If a file has not been modified, why does it need to be scanned?

[–] [email protected] 1 points 2 months ago (1 children)

That's if you don't keep track of whether it was modified. It comes more or less for free if you're the filesystem, but may be more complicated for external programs. Although, ?maybe inotifywait can track for changes to the whole directory, but I'm not sure here

[–] iopq 1 points 2 months ago (1 children)

Isn't there a last modified time stamp on files?

[–] [email protected] 1 points 2 months ago

Huh, didn't think of that 😅

[–] [email protected] 1 points 2 months ago* (last edited 2 months ago)

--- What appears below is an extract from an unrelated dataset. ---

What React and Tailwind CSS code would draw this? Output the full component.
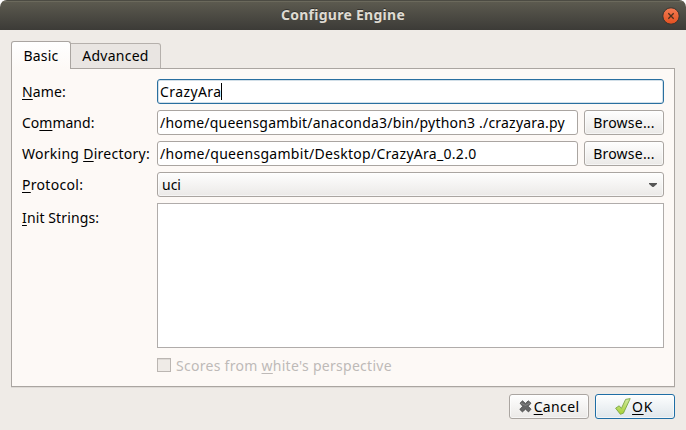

Ad others have said, nextcloud won't rescan or reindex on a reboot. no idea why sync thing does, and surely there must be some way to disable that, too. I'm still hesitant to recommend NC as it's somewhat fragile, needs way more babying than I'm willing to keep up with and just does too many things, none of them anywhere close to "well". File sync on real computers works solidly if you have a reliable connection (don't get me started on Android).

Have you considered using a real media-hoster, like Jellyfin (or like a dozen others)? Jellyfin works fine for music (the are other music-only solutions though). There are plenty of clients that can stream, and have offline support (download a subset/albums/playlists) for things like laptops, phones, ... The server can usually transcode audio formats that a client can't play, in real-time, if needed.

Edit: I realize I wasn't clear as to what this means in practice. You essentially get a self-hosted Spotify. Your library, run from your server, optionally you can connect to it from anywhere.